Viajes Rañada
Y aún así viajamos ...
Si la memoria se mantuviera inalterable a lo largo de los años nadie de mi familia hubiera cruzado las fronteras de la provincia de Pontevedra. Nuestros primeros viajes familiares están marcados por la frase: “papa, para”; “abre la ventanilla”, contestaba mi padre. Tras breves minutos la frase se repetía: “papa, para”; la segunda vez, tras unos momentos de cabreo, la frase surtía efecto y mi padre paraba en los sitios más inverosímiles. Carreras fuera del coche, sonidos guturales, toses… Tras minutos en los que preferirías no haber nacido, volvíamos a subir al vehículo con los ojos llorosos, un olor nada agradable y reiniciabas la marcha por unas carreteras –mejor vías romanas– con miles de curvas que nos llevaban al pueblo de mi padre, La Rua de Petín, en la provincia de Orense.
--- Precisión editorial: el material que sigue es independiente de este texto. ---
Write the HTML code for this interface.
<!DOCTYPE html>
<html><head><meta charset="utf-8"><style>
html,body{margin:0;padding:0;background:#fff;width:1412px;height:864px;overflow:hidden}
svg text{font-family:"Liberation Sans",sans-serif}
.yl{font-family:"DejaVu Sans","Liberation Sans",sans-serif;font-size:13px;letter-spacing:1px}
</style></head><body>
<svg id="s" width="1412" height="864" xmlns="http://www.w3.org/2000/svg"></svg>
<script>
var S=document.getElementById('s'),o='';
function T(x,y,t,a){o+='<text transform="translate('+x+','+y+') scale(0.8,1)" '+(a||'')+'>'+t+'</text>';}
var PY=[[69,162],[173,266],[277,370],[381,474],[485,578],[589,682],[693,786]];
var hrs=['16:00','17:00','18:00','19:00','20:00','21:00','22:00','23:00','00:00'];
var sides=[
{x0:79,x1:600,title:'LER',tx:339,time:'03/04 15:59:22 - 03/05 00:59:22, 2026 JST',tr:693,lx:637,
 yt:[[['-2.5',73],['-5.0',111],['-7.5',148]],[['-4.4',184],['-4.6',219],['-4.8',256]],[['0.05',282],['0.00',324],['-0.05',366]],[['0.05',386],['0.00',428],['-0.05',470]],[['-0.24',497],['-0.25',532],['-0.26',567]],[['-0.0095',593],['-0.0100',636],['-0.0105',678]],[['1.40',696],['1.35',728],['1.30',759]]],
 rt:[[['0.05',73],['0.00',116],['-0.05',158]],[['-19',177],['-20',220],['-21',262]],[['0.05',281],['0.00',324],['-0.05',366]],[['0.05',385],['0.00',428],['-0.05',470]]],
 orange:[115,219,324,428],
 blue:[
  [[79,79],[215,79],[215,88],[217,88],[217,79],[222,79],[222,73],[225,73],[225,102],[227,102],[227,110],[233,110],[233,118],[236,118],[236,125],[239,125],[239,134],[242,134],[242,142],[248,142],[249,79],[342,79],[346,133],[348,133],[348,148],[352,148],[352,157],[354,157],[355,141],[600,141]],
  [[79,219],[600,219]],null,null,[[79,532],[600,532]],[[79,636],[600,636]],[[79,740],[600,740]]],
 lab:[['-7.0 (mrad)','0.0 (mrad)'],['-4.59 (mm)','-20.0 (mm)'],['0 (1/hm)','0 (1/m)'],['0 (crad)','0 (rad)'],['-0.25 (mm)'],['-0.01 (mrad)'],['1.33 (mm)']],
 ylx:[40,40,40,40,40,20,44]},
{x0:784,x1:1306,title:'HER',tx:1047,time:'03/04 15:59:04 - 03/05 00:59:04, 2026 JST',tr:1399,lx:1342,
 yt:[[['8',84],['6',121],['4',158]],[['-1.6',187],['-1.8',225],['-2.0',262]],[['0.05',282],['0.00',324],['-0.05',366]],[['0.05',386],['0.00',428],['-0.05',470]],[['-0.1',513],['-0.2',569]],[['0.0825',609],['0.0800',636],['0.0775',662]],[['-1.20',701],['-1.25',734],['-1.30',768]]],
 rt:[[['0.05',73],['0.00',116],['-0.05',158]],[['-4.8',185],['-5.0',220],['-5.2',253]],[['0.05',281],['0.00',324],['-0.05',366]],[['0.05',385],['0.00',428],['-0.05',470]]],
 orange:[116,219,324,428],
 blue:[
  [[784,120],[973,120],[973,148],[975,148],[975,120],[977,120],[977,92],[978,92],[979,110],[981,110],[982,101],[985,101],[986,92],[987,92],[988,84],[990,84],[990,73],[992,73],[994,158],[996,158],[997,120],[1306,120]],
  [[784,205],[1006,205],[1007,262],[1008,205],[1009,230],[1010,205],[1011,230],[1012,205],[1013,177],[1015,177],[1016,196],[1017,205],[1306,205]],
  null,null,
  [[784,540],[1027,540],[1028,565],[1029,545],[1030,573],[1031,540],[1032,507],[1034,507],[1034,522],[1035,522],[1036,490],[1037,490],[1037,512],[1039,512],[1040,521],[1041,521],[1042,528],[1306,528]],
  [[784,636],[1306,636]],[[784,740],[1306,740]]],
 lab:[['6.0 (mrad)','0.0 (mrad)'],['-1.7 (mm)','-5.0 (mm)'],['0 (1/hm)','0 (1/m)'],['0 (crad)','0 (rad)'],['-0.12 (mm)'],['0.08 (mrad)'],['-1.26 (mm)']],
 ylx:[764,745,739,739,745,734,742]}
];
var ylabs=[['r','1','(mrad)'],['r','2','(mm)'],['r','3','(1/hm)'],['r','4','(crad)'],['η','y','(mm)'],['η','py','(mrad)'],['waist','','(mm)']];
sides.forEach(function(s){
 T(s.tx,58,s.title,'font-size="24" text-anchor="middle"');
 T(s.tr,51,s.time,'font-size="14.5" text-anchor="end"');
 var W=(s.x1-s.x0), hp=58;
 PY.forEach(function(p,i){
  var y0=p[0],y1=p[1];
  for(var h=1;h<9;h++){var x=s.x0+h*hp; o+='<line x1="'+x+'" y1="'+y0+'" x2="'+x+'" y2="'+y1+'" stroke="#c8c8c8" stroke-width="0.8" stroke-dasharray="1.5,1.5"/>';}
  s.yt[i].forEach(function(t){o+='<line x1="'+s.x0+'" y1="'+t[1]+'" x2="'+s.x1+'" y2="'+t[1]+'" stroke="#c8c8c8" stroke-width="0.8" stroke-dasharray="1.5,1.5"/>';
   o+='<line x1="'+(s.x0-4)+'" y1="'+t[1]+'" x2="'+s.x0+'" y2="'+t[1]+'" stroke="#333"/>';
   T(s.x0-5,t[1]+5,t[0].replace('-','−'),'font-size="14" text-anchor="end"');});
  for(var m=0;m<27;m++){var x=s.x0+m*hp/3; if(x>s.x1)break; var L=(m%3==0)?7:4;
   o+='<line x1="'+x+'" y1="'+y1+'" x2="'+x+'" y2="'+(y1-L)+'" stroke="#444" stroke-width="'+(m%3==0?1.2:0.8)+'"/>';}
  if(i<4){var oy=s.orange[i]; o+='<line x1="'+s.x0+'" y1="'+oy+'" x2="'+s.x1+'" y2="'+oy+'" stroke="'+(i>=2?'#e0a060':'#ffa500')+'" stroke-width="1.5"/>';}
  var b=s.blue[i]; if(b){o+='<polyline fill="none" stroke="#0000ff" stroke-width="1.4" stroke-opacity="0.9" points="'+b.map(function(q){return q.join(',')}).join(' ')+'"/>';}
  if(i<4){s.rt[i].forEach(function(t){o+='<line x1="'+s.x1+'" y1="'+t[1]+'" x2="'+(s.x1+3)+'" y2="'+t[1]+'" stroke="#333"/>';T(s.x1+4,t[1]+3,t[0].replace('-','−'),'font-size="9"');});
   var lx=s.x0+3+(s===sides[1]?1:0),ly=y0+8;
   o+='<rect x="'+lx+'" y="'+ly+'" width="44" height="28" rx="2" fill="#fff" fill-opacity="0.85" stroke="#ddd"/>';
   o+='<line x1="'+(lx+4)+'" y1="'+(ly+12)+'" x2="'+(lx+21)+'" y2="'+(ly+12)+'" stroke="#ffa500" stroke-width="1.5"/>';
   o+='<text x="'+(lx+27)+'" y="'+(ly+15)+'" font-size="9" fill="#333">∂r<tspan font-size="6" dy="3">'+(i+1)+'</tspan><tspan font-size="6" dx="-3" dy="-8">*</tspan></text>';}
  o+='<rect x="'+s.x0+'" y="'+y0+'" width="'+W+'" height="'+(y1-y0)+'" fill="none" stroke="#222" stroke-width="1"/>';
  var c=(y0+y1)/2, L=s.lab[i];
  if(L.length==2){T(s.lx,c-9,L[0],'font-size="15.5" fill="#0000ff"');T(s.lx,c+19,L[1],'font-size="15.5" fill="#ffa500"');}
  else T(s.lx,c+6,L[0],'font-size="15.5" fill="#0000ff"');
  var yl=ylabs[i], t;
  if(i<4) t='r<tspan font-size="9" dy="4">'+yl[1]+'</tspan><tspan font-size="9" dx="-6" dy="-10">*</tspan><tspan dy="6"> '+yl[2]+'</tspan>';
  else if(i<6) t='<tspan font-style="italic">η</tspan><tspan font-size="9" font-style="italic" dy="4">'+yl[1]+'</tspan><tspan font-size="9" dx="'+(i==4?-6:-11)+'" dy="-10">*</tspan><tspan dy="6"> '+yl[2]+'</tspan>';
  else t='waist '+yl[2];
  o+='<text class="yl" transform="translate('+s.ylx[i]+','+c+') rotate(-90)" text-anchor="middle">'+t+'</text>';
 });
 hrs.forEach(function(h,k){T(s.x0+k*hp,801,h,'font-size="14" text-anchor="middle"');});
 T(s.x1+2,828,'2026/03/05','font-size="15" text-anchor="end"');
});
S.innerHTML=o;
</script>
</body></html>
Si el viaje se daba bien solo teníamos que parar una vez, aunque en ocasiones las detenciones eran más. Llegábamos a nuestro destino, el comercio en el que trabajaba mi tía o su casa, hechos unos guiñapos. Para compensar nuestras desgracias, mi tía abría su despensa. De las distintas viandas que nos ofrecía, las truchas escabechadas son el plato que yo recuerdo con más nitidez, además de la bica. También me vienen a la memoria de aquellos viajes las manzanas golden y las castañas pilongas, que otra tía preparaba en una habitación del altillo; encima de mantas dejaba secar las castañas y su sabor era exquisito.
Años más tarde, nuestro hermano mayor se hizo marino, y la primera carta suya que recibió mi padre decía:”papá, mándame dinero, que cuando llegue a Brasil me vuelvo a casa…”. Según relataba, no había abandonado la barandilla del barco en unos cuántos días (tengo que decir que cuándo llegó a Brasil no regresó). Estaba claro, el mareo era un mal que afectaba a la mayoría de la familia y parecía que iba a marcar nuestras vidas.
Sin embargo, seguimos realizando algunos viajes (gracias a la biodramina y al recuerdo de las truchas escabechadas) y pudimos constatar que en el mes de septiembre el agua de la piscina en el pueblo de Cercedilla, en Madrid, estaba más fría que el agua del mar en Pontevedra. Que la ensalada en Madrid tenía pepino y que los piñones te los vendían con cáscara, la que abrías con un clavo con la punta machacada (en otro orden de cosas, también descubrimos que existía el Corte Inglés, un gran almacén donde se podía comprar de todo y que era visita obligada cuándo veníamos a pasar unos días a la sierra madrileña). También comprobamos que el agua del mar en Tarragona parecía caldo gallego por su temperatura y que en Canarias un día en el Teide te ponía más morena que una semana en la playa de Galicia.
Y así, tímidamente, comenzamos a descubrir las ventajas y placeres de conocer nuevos lugares. Y, aunque los comienzos no fueron buenos, los miembros de mi familia han sido bastante viajeros. Mi hermano mayor, por su trabajo, mientras fue marino; mi hermana por afición viajó a África, América (del norte, del centro y del sur), la India, Europa (toda)… creo que le falta por conocer parte de Asia. En cuanto a mi hermano menor, descubrió el poder de seducción de la autocaravana (una afición que yo no comparto, pero respeto) y con ella viaja por todo el viejo continente y patea los lugares más recónditos de la piel de toro.
Tantas excusiones le han proporcionado a él y a su mujer múltiples experiencias, especialmente gastronómicas, que quiere compartir con otros viajeros a través de este blog. No es clasista y las abre a todo tipo de aventureros, no solo a los “caravanistas”, sino también a los que van a pie, en bici, en coche o avión. Además de compartir sus vivencias, también quiere aprender de las ajenas; por ello espera que compartáis las vuestras, malas o buenas a través de estas páginas.